[Start DATA LINES]

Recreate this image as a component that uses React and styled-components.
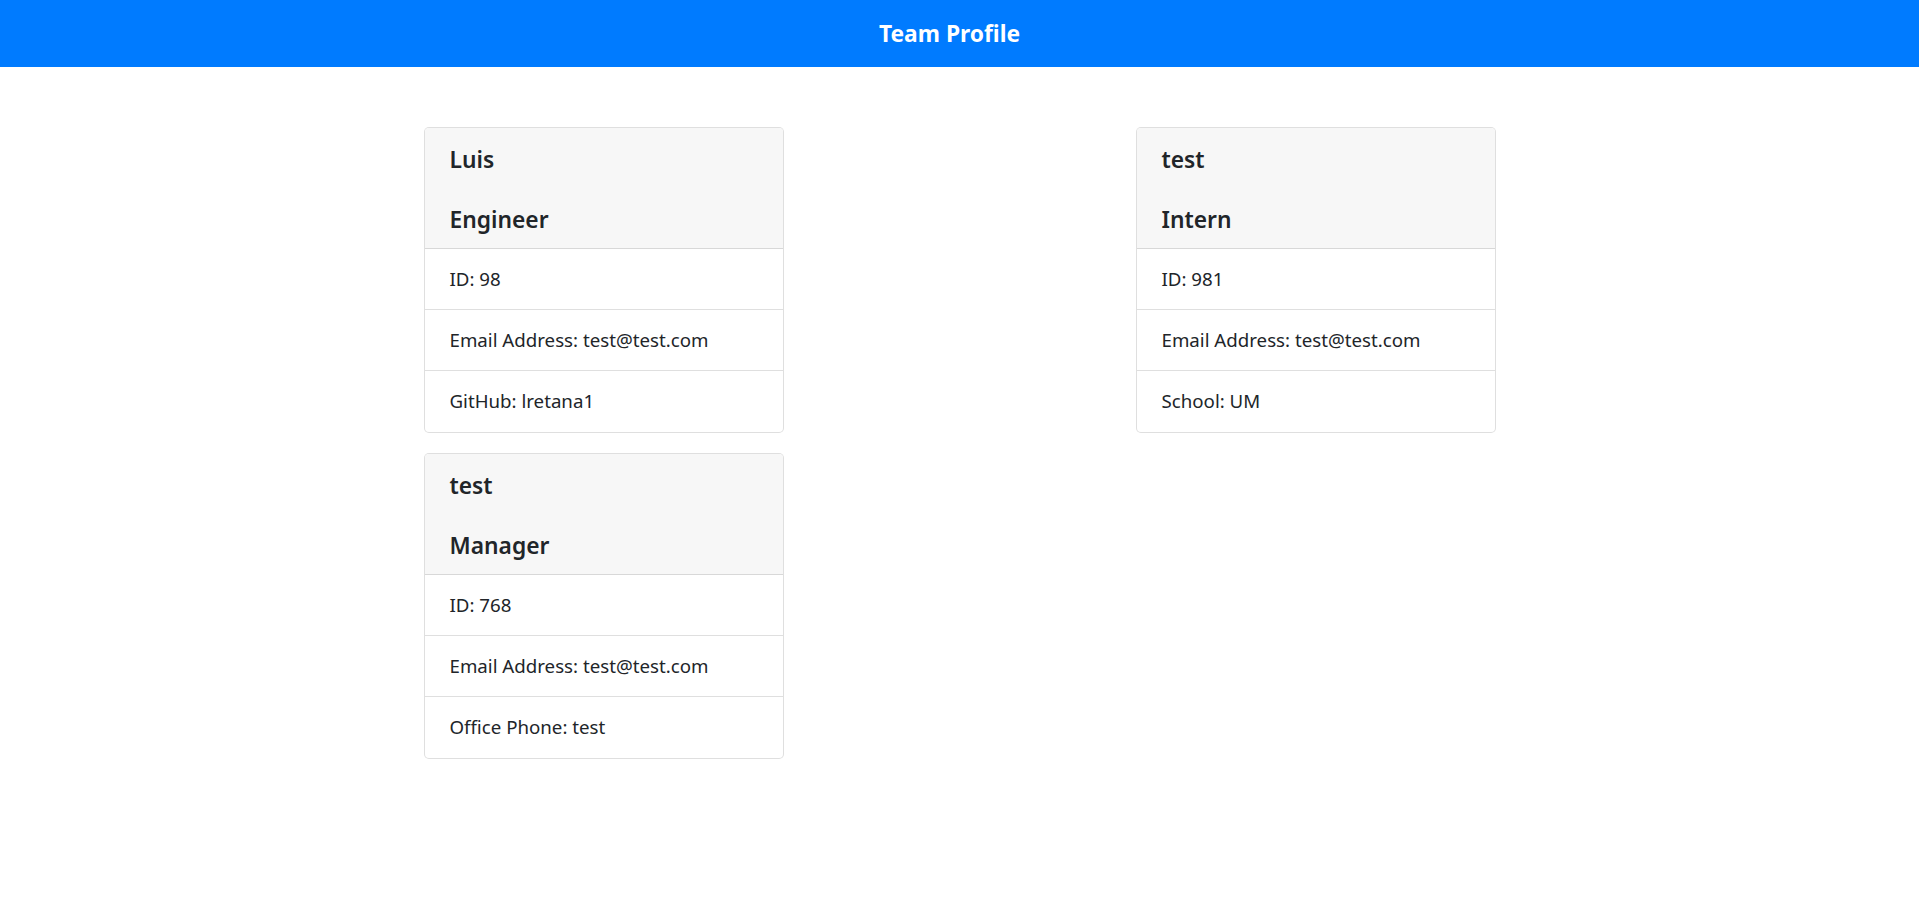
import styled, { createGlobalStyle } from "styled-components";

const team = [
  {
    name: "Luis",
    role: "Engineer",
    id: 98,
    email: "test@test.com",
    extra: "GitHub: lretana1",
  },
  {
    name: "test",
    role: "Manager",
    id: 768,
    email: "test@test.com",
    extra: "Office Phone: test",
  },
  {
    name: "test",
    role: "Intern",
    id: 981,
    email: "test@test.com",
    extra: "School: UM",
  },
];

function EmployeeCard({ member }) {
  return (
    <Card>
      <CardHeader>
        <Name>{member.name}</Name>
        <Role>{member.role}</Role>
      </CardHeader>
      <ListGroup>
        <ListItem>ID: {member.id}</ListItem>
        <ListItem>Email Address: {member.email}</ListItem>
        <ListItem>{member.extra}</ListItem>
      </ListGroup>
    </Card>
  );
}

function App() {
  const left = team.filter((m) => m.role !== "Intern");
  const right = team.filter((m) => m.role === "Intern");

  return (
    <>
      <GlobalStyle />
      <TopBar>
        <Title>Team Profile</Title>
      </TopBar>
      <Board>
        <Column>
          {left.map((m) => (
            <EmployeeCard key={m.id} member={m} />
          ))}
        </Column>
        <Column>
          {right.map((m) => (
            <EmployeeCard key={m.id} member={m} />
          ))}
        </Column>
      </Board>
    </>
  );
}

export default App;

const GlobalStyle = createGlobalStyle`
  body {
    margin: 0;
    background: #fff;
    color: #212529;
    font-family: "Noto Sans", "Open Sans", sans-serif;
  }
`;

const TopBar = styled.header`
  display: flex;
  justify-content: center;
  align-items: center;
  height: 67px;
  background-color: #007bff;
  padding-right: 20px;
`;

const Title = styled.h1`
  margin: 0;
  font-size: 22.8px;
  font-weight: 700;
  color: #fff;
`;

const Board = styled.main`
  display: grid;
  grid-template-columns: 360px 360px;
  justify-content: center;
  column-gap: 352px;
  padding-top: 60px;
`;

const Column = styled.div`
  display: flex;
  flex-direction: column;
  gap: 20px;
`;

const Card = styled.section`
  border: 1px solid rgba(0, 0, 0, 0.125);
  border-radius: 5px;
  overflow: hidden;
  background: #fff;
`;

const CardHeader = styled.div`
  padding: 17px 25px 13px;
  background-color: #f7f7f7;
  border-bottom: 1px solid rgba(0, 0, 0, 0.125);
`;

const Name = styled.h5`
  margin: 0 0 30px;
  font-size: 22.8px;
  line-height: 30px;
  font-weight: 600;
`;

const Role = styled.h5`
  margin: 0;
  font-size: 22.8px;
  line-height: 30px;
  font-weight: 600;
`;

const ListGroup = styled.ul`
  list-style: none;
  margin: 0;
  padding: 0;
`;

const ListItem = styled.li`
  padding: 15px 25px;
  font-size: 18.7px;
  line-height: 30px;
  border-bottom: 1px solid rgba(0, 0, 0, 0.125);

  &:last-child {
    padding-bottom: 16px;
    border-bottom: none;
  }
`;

[End DATA LINES]

JOB:
Output all of the data exactly as it stands, minus any images.

REPLY TO THE TASK:
Recreate this image as a component that uses React and styled-components.
import styled, { createGlobalStyle } from "styled-components";

const team = [
  {
    name: "Luis",
    role: "Engineer",
    id: 98,
    email: "test@test.com",
    extra: "GitHub: lretana1",
  },
  {
    name: "test",
    role: "Manager",
    id: 768,
    email: "test@test.com",
    extra: "Office Phone: test",
  },
  {
    name: "test",
    role: "Intern",
    id: 981,
    email: "test@test.com",
    extra: "School: UM",
  },
];

function EmployeeCard({ member }) {
  return (
    <Card>
      <CardHeader>
        <Name>{member.name}</Name>
        <Role>{member.role}</Role>
      </CardHeader>
      <ListGroup>
        <ListItem>ID: {member.id}</ListItem>
        <ListItem>Email Address: {member.email}</ListItem>
        <ListItem>{member.extra}</ListItem>
      </ListGroup>
    </Card>
  );
}

function App() {
  const left = team.filter((m) => m.role !== "Intern");
  const right = team.filter((m) => m.role === "Intern");

  return (
    <>
      <GlobalStyle />
      <TopBar>
        <Title>Team Profile</Title>
      </TopBar>
      <Board>
        <Column>
          {left.map((m) => (
            <EmployeeCard key={m.id} member={m} />
          ))}
        </Column>
        <Column>
          {right.map((m) => (
            <EmployeeCard key={m.id} member={m} />
          ))}
        </Column>
      </Board>
    </>
  );
}

export default App;

const GlobalStyle = createGlobalStyle`
  body {
    margin: 0;
    background: #fff;
    color: #212529;
    font-family: "Noto Sans", "Open Sans", sans-serif;
  }
`;

const TopBar = styled.header`
  display: flex;
  justify-content: center;
  align-items: center;
  height: 67px;
  background-color: #007bff;
  padding-right: 20px;
`;

const Title = styled.h1`
  margin: 0;
  font-size: 22.8px;
  font-weight: 700;
  color: #fff;
`;

const Board = styled.main`
  display: grid;
  grid-template-columns: 360px 360px;
  justify-content: center;
  column-gap: 352px;
  padding-top: 60px;
`;

const Column = styled.div`
  display: flex;
  flex-direction: column;
  gap: 20px;
`;

const Card = styled.section`
  border: 1px solid rgba(0, 0, 0, 0.125);
  border-radius: 5px;
  overflow: hidden;
  background: #fff;
`;

const CardHeader = styled.div`
  padding: 17px 25px 13px;
  background-color: #f7f7f7;
  border-bottom: 1px solid rgba(0, 0, 0, 0.125);
`;

const Name = styled.h5`
  margin: 0 0 30px;
  font-size: 22.8px;
  line-height: 30px;
  font-weight: 600;
`;

const Role = styled.h5`
  margin: 0;
  font-size: 22.8px;
  line-height: 30px;
  font-weight: 600;
`;

const ListGroup = styled.ul`
  list-style: none;
  margin: 0;
  padding: 0;
`;

const ListItem = styled.li`
  padding: 15px 25px;
  font-size: 18.7px;
  line-height: 30px;
  border-bottom: 1px solid rgba(0, 0, 0, 0.125);

  &:last-child {
    padding-bottom: 16px;
    border-bottom: none;
  }
`;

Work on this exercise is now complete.